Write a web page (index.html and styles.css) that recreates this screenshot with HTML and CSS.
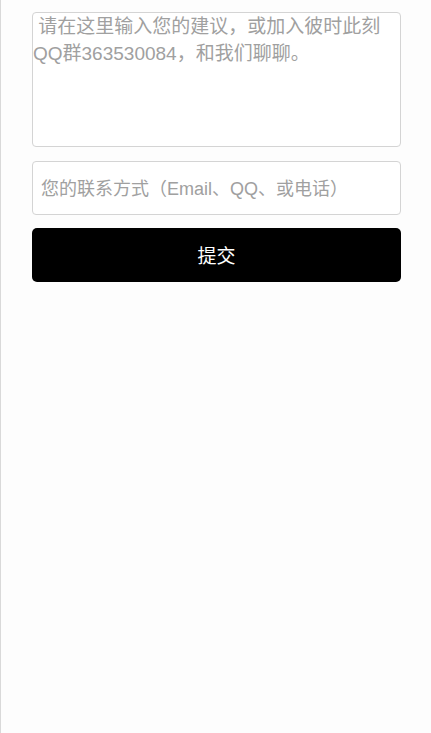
FILE: index.html
```html
<!DOCTYPE html>
<html lang="zh">
<head>
<meta charset="utf-8">
<link rel="stylesheet" href="styles.css">
</head>
<body>
<div class="page">
  <form class="form">
    <textarea class="advice" placeholder=" 请在这里输入您的建议，或加入彼时此刻QQ群363530084，和我们聊聊。"></textarea>
    <input class="contact" type="text" placeholder="您的联系方式（Email、QQ、或电话）">
    <button class="submit" type="button">提交</button>
  </form>
</div>
</body>
</html>
```
FILE: styles.css
```css
html, body {
  margin: 0;
  padding: 0;
  height: 100%;
  background: #fdfdfd;
}
.page {
  min-height: 100%;
  box-sizing: border-box;
  border-left: 1px solid #d9d9d9;
  padding: 12px 30px 0 31px;
  font-family: "Liberation Sans", "Noto Sans CJK SC", sans-serif;
}
.form {
  display: flex;
  flex-direction: column;
}
.advice {
  box-sizing: border-box;
  height: 135px;
  width: 100%;
  border: 1px solid #d4d4d4;
  border-radius: 4px;
  padding: 0;
  margin: 0;
  resize: none;
  background: #fff;
  font-family: "Liberation Sans", "Noto Sans CJK SC", sans-serif;
  font-size: 19px;
  line-height: 27px;
  color: #333;
  outline: none;
}
.contact {
  box-sizing: border-box;
  margin-top: 14px;
  height: 54px;
  width: 100%;
  border: 1px solid #d4d4d4;
  border-radius: 4px;
  padding: 2px 8px 0;
  background: #fff;
  font-family: "Liberation Sans", "Noto Sans CJK SC", sans-serif;
  font-size: 18px;
  color: #333;
  outline: none;
}
.advice::placeholder, .contact::placeholder {
  color: #a0a0a0;
  opacity: 1;
}
.submit {
  margin-top: 13px;
  height: 54px;
  width: 100%;
  border: none;
  border-radius: 5px;
  background: #000;
  color: #fff;
  font-family: "Liberation Sans", "Noto Sans CJK SC", sans-serif;
  font-size: 19px;
  padding: 0 0 2px;
}
```
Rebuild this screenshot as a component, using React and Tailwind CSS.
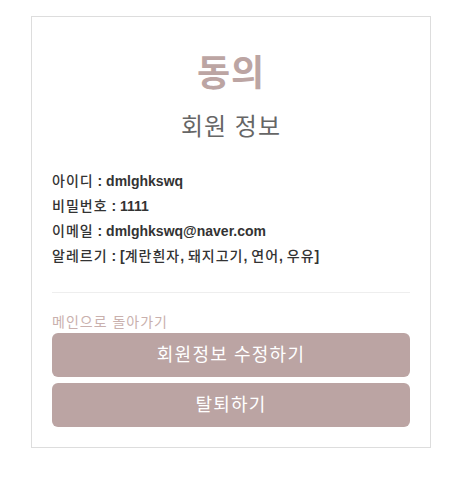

• Written exercise:
Output all of the data exactly as it stands, minus any images.

• Output for this exercise:
Write a web page (index.html and styles.css) that recreates this screenshot with HTML and CSS.
FILE: index.html
```html
<!DOCTYPE html>
<html lang="zh">
<head>
<meta charset="utf-8">
<link rel="stylesheet" href="styles.css">
</head>
<body>
<div class="page">
  <form class="form">
    <textarea class="advice" placeholder=" 请在这里输入您的建议，或加入彼时此刻QQ群363530084，和我们聊聊。"></textarea>
    <input class="contact" type="text" placeholder="您的联系方式（Email、QQ、或电话）">
    <button class="submit" type="button">提交</button>
  </form>
</div>
</body>
</html>
```
FILE: styles.css
```css
html, body {
  margin: 0;
  padding: 0;
  height: 100%;
  background: #fdfdfd;
}
.page {
  min-height: 100%;
  box-sizing: border-box;
  border-left: 1px solid #d9d9d9;
  padding: 12px 30px 0 31px;
  font-family: "Liberation Sans", "Noto Sans CJK SC", sans-serif;
}
.form {
  display: flex;
  flex-direction: column;
}
.advice {
  box-sizing: border-box;
  height: 135px;
  width: 100%;
  border: 1px solid #d4d4d4;
  border-radius: 4px;
  padding: 0;
  margin: 0;
  resize: none;
  background: #fff;
  font-family: "Liberation Sans", "Noto Sans CJK SC", sans-serif;
  font-size: 19px;
  line-height: 27px;
  color: #333;
  outline: none;
}
.contact {
  box-sizing: border-box;
  margin-top: 14px;
  height: 54px;
  width: 100%;
  border: 1px solid #d4d4d4;
  border-radius: 4px;
  padding: 2px 8px 0;
  background: #fff;
  font-family: "Liberation Sans", "Noto Sans CJK SC", sans-serif;
  font-size: 18px;
  color: #333;
  outline: none;
}
.advice::placeholder, .contact::placeholder {
  color: #a0a0a0;
  opacity: 1;
}
.submit {
  margin-top: 13px;
  height: 54px;
  width: 100%;
  border: none;
  border-radius: 5px;
  background: #000;
  color: #fff;
  font-family: "Liberation Sans", "Noto Sans CJK SC", sans-serif;
  font-size: 19px;
  padding: 0 0 2px;
}
```
Rebuild this screenshot as a component, using React and Tailwind CSS.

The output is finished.